## Data lines:
+---+

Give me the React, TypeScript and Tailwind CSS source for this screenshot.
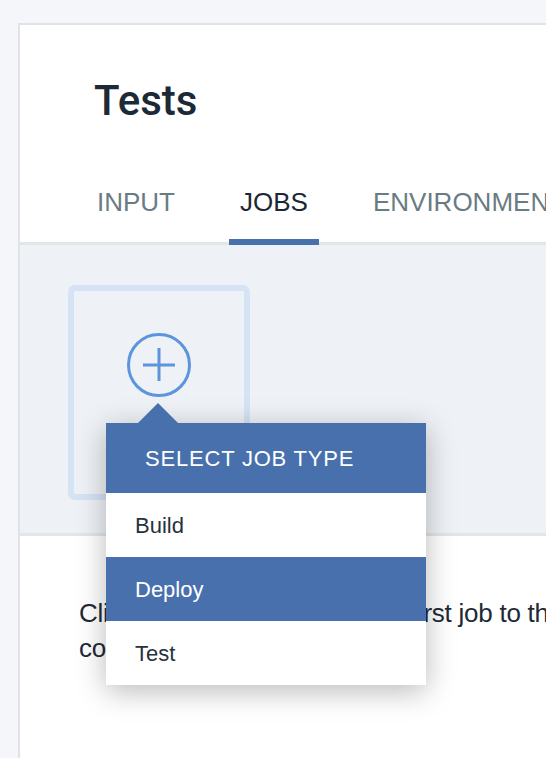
import React from "react";

function PlusCircle() {
  return (
    <svg width="64" height="64" viewBox="0 0 64 64" fill="none">
      <circle cx="32" cy="32" r="30.5" stroke="#5c94dd" strokeWidth="3" />
      <line x1="16" y1="32" x2="48" y2="32" stroke="#5c94dd" strokeWidth="3" />
      <line x1="32" y1="15" x2="32" y2="48" stroke="#5c94dd" strokeWidth="3" />
    </svg>
  );
}

export default function App() {
  const sans = { fontFamily: '"Liberation Sans", Arial, sans-serif' };
  return (
    <div
      className="w-[546px] h-[758px] overflow-hidden bg-[#f5f6f9] pt-[23px] pl-[18px]"
      style={sans}
    >
      <div className="w-[720px] h-[800px] bg-white border-l-2 border-t-2 border-[#dfe2e6] flex flex-col">
        {/* Header */}
        <div className="border-b-[3px] border-[#e2e6e9] pt-[55px]">
          <h1
            className="pl-[74px] text-[42px] leading-[42px] font-medium text-[#1b2a36]"
            style={{ fontFamily: 'Roboto, "Liberation Sans", sans-serif' }}
          >
            Tests
          </h1>
          <div className="flex gap-[43px] pl-[66px] mt-[67px] -mb-[3px]">
            <div className="px-[11px] pb-[24px] text-[26px] leading-[26px] text-[#6a7b83] border-b-[6px] border-transparent">
              INPUT
            </div>
            <div className="px-[11px] pb-[24px] text-[26px] leading-[26px] text-[#1c2833] border-b-[6px] border-[#4870ad]">
              JOBS
            </div>
            <div className="px-[11px] pb-[24px] text-[26px] leading-[26px] text-[#6a7b83] border-b-[6px] border-transparent whitespace-nowrap">
              ENVIRONMENT
            </div>
          </div>
        </div>

        {/* Jobs area */}
        <div className="h-[291px] bg-[#eef2f6] border-b-[3px] border-[#e2e6e9] pt-[40px] pl-[48px]">
          <div className="relative w-[182px] h-[215px] border-[6px] border-[#d6e3f5] rounded-[7px] flex justify-center pt-[42px]">
            <PlusCircle />
            {/* caret */}
            <div className="absolute left-[64px] top-[112px] w-0 h-0 border-l-[20px] border-r-[20px] border-b-[20px] border-l-transparent border-r-transparent border-b-[#4870ad] z-20" />
            {/* menu */}
            <div className="absolute left-[32px] top-[132px] w-[320px] bg-white shadow-[0_6px_28px_rgba(0,0,0,0.28)] z-10">
              <div className="h-[70px] bg-[#4870ad] flex items-center pl-[39px] text-white text-[22px] tracking-[0.8px]">
                SELECT JOB TYPE
              </div>
              <div className="h-[64px] flex items-center pl-[29px] text-[22px] text-[#27323d]">
                Build
              </div>
              <div className="h-[64px] flex items-center pl-[29px] text-[22px] text-white bg-[#4870ad]">
                Deploy
              </div>
              <div className="h-[64px] flex items-center pl-[29px] text-[22px] text-[#27323d]">
                Test
              </div>
            </div>
          </div>
        </div>

        {/* Description */}
        <div className="pt-[60px] pl-[59px]">
          <p className="w-[560px] text-[26px] leading-[35px] tracking-[-0.25px] text-[#1e2a35]">
            Click the plus icon to add the first job to the configuration.
          </p>
        </div>
      </div>
    </div>
  );
}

+---+

## Requirements:
Quote every line word for word and keep the images out of the copy.

## Complete answer:
Give me the React, TypeScript and Tailwind CSS source for this screenshot.
import React from "react";

function PlusCircle() {
  return (
    <svg width="64" height="64" viewBox="0 0 64 64" fill="none">
      <circle cx="32" cy="32" r="30.5" stroke="#5c94dd" strokeWidth="3" />
      <line x1="16" y1="32" x2="48" y2="32" stroke="#5c94dd" strokeWidth="3" />
      <line x1="32" y1="15" x2="32" y2="48" stroke="#5c94dd" strokeWidth="3" />
    </svg>
  );
}

export default function App() {
  const sans = { fontFamily: '"Liberation Sans", Arial, sans-serif' };
  return (
    <div
      className="w-[546px] h-[758px] overflow-hidden bg-[#f5f6f9] pt-[23px] pl-[18px]"
      style={sans}
    >
      <div className="w-[720px] h-[800px] bg-white border-l-2 border-t-2 border-[#dfe2e6] flex flex-col">
        {/* Header */}
        <div className="border-b-[3px] border-[#e2e6e9] pt-[55px]">
          <h1
            className="pl-[74px] text-[42px] leading-[42px] font-medium text-[#1b2a36]"
            style={{ fontFamily: 'Roboto, "Liberation Sans", sans-serif' }}
          >
            Tests
          </h1>
          <div className="flex gap-[43px] pl-[66px] mt-[67px] -mb-[3px]">
            <div className="px-[11px] pb-[24px] text-[26px] leading-[26px] text-[#6a7b83] border-b-[6px] border-transparent">
              INPUT
            </div>
            <div className="px-[11px] pb-[24px] text-[26px] leading-[26px] text-[#1c2833] border-b-[6px] border-[#4870ad]">
              JOBS
            </div>
            <div className="px-[11px] pb-[24px] text-[26px] leading-[26px] text-[#6a7b83] border-b-[6px] border-transparent whitespace-nowrap">
              ENVIRONMENT
            </div>
          </div>
        </div>

        {/* Jobs area */}
        <div className="h-[291px] bg-[#eef2f6] border-b-[3px] border-[#e2e6e9] pt-[40px] pl-[48px]">
          <div className="relative w-[182px] h-[215px] border-[6px] border-[#d6e3f5] rounded-[7px] flex justify-center pt-[42px]">
            <PlusCircle />
            {/* caret */}
            <div className="absolute left-[64px] top-[112px] w-0 h-0 border-l-[20px] border-r-[20px] border-b-[20px] border-l-transparent border-r-transparent border-b-[#4870ad] z-20" />
            {/* menu */}
            <div className="absolute left-[32px] top-[132px] w-[320px] bg-white shadow-[0_6px_28px_rgba(0,0,0,0.28)] z-10">
              <div className="h-[70px] bg-[#4870ad] flex items-center pl-[39px] text-white text-[22px] tracking-[0.8px]">
                SELECT JOB TYPE
              </div>
              <div className="h-[64px] flex items-center pl-[29px] text-[22px] text-[#27323d]">
                Build
              </div>
              <div className="h-[64px] flex items-center pl-[29px] text-[22px] text-white bg-[#4870ad]">
                Deploy
              </div>
              <div className="h-[64px] flex items-center pl-[29px] text-[22px] text-[#27323d]">
                Test
              </div>
            </div>
          </div>
        </div>

        {/* Description */}
        <div className="pt-[60px] pl-[59px]">
          <p className="w-[560px] text-[26px] leading-[35px] tracking-[-0.25px] text-[#1e2a35]">
            Click the plus icon to add the first job to the configuration.
          </p>
        </div>
      </div>
    </div>
  );
}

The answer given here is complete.